Coleridge is the political voice hidden beneath Minding the Modern’s philosophical narrative. Pfau ascribes his own political ideas to Coleridge as well as to Newman. For example, through Coleridge, Pfau can passionately defend that societies defined by classical liberalism, personal rights, and foundational elements of liberal democracies have “lost sight of reason.” This particular critique is wisely disguised with philosophical reasoning. It powerfully demonstrates how Pfau’s political ideas permeate his narrative.
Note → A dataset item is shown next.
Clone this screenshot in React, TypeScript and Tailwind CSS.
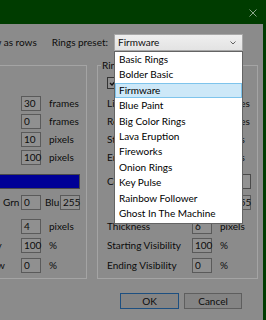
import React from "react";

type Row = { label: string; value: string; unit: string };

const presets = [
  "Basic Rings",
  "Bolder Basic",
  "Firmware",
  "Blue Paint",
  "Big Color Rings",
  "Lava Eruption",
  "Fireworks",
  "Onion Rings",
  "Key Pulse",
  "Rainbow Follower",
  "Ghost In The Machine",
];

function Box({ value, w = "w-[20px]" }: { value: string; w?: string }) {
  return (
    <div className={`${w} h-[15px] flex-none border border-[#5a5a5a] bg-[#909090] pl-[2px] leading-[13px]`}>
      {value}
    </div>
  );
}

function GroupBox({
  title,
  rows,
  swatch,
  rgb,
  thickness,
  visibility,
}: {
  title: string;
  rows: Row[];
  swatch: string;
  rgb: [string, string, string];
  thickness: Row;
  visibility: [Row, Row];
}) {
  const line = (r: Row, mt: string) => (
    <div className={`${mt} flex items-center h-[15px]`}>
      <span className="w-[85px] flex-none whitespace-nowrap">{r.label}</span>
      <Box value={r.value} />
      <span className="ml-[8px] whitespace-nowrap">{r.unit}</span>
    </div>
  );

  return (
    <div className="w-[161px] h-[214px] flex-none border border-[#a4a4a4] pl-[9px] flex flex-col">
      <div className="-mt-[7px] -ml-[6px] h-[13px] leading-[13px] px-[1px] w-fit bg-[#8b8b8b] whitespace-nowrap">
        {title}
      </div>
      <div className="mt-[5px] flex items-center h-[12px]">
        <div className="w-[12px] h-[12px] border border-[#333] bg-[#8e8e8e] flex items-center justify-center">
          <svg width="8" height="8" viewBox="0 0 8 8">
            <path d="M1 4 L3 6 L7 1.5" stroke="#111" strokeWidth="1.4" fill="none" />
          </svg>
        </div>
        <span className="ml-[5px] whitespace-nowrap">Enabled</span>
      </div>
      {line(rows[0], "mt-[7px]")}
      {line(rows[1], "mt-[3px]")}
      {line(rows[2], "mt-[3px]")}
      {line(rows[3], "mt-[3px]")}
      <div className="mt-[9px] flex items-center h-[15px]">
        <span className="w-[25px] flex-none">Color</span>
        <div className={`w-[119px] h-[15px] border border-[#4a4a4a] ${swatch}`} />
      </div>
      <div className="mt-[6px] flex items-center h-[15px]">
        <span className="ml-[25px] w-[18px] flex-none">Red</span>
        <Box value={rgb[0]} />
        <span className="ml-[4px] w-[18px] flex-none">Grn</span>
        <Box value={rgb[1]} />
        <span className="ml-[4px] w-[15px] flex-none">Blu</span>
        <Box value={rgb[2]} />
      </div>
      {line(thickness, "mt-[9px]")}
      {line(visibility[0], "mt-[4px]")}
      {line(visibility[1], "mt-[5px]")}
    </div>
  );
}

export default function App() {
  return (
    <div className="w-[266px] h-[320px] overflow-hidden bg-[#003c00] font-['Lato',sans-serif] text-[10px] text-[#0c0c0c] relative">
      <div className="h-[24px] flex items-start justify-end pr-[9px] pt-[9px]">
        <svg width="8" height="8" viewBox="0 0 8 8">
          <path d="M0.5 0.5 L7.5 7.5 M7.5 0.5 L0.5 7.5" stroke="#8aa58a" strokeWidth="1" />
        </svg>
      </div>
      <div className="mr-[3px] h-[296px] bg-[#8b8b8b] overflow-hidden flex flex-col">
        <div className="pt-[10px] pr-[20px] flex justify-end items-center">
          <span className="flex-none whitespace-nowrap">Show as rows</span>
          <span className="flex-none ml-[15px] whitespace-nowrap">Rings preset:</span>
          <div className="flex-none ml-[6px] w-[129px] h-[17px] border border-[#a8a8a8] bg-gradient-to-b from-[#efefef] to-[#e3e3e3] flex items-center pl-[3px] pr-[6px]">
            <span className="flex-1">Firmware</span>
            <svg width="6" height="4" viewBox="0 0 6 4">
              <path d="M0.5 0.5 L3 3 L5.5 0.5" stroke="#606060" strokeWidth="1" fill="none" />
            </svg>
          </div>
        </div>
        <div className="mt-[14px] -ml-[74px] flex gap-[10px]">
          <GroupBox
            title="Ripple Settings"
            rows={[
              { label: "Lifetime", value: "30", unit: "frames" },
              { label: "Delay", value: "0", unit: "frames" },
              { label: "Start Size", value: "10", unit: "pixels" },
              { label: "End Size", value: "100", unit: "pixels" },
            ]}
            swatch="bg-[#000096]"
            rgb={["0", "0", "255"]}
            thickness={{ label: "Thickness", value: "4", unit: "pixels" }}
            visibility={[
              { label: "Fading Opacity", value: "100", unit: "%" },
              { label: "Trailing Shadow", value: "0", unit: "%" },
            ]}
          />
          <GroupBox
            title="Rings"
            rows={[
              { label: "Lifetime", value: "30", unit: "frames" },
              { label: "Repeat", value: "0", unit: "frames" },
              { label: "Start Size", value: "10", unit: "pixels" },
              { label: "End Size", value: "80", unit: "pixels" },
            ]}
            swatch="bg-[#929292]"
            rgb={["255", "255", "255"]}
            thickness={{ label: "Thickness", value: "6", unit: "pixels" }}
            visibility={[
              { label: "Starting Visibility", value: "100", unit: "%" },
              { label: "Ending Visibility", value: "0", unit: "%" },
            ]}
          />
        </div>
        <div className="mt-[14px] pr-[21px] flex justify-end gap-[5px]">
          <button className="w-[59px] h-[16px] border border-[#1d4f80] bg-[#848484] leading-[14px]">OK</button>
          <button className="w-[58px] h-[16px] border border-[#5e5e5e] bg-[#848484] leading-[14px]">Cancel</button>
        </div>
      </div>
      <div className="absolute left-[114px] top-[51px] w-[129px] h-[173px] border border-[#646464] bg-white text-black pb-[1px]">
        {presets.map((p) => (
          <div
            key={p}
            className={`h-[15.4px] leading-[13.4px] pl-[3px] border whitespace-nowrap ${
              p === "Firmware" ? "bg-[#cde8f8] border-[#7ec4ec]" : "border-transparent"
            }`}
          >
            {p}
          </div>
        ))}
      </div>
    </div>
  );
}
The issues mentioned above turn out to be unimportant when one realizes that the notion of vera religio (true religion) penetrates every page of Minding the Modern. Single-minded Catholicism is the true challenge of the book. In Pfau’s thought, Catholicism-Christendom-Christianity is the vera religio. There is no other god than God—you know which one—and Thomas Aquinas is his philosophical prophet. Say goodbye to the Judeo-Christian faith, to the shared Scripture. Aquinas is the sole disciple of Aristotle, and there is no room for other disciples. Forget Averroës. Forget Maimonides. Christianity, defined under the unquestionable superiority of Catholic dogma, is religion and philosophy. Patristics demonstrates that Platonic-Christians were the real humanists. What is left for Judaism? Pfau dares to Christianize Martin Buber’s I and Thou, with the help of Coleridge and Benedict XVI (Joseph Ratzinger). According to Pfau, Buber’s personhood is not original, because Christians created that idea before him. Even Jewish mysticism has to be somewhat connected to Christianity. Jewish tradition, thought, and mysticism are reduced by Pfau to a mere Christian complement. What Pfau advances in his failed comparative framework would be worth exploring within sound, non-sectarian, objective scholarship.
Do not lose sight of reason. Catholics, and Christians in general, are not the anti-modern portrait imagined by Pfau. Political theology needs to be properly identified in honest intellectual debates, in the framework of religious-secular separation. Christianity is not religion, but a religion. The Christian question deserves better, genuine scholarship.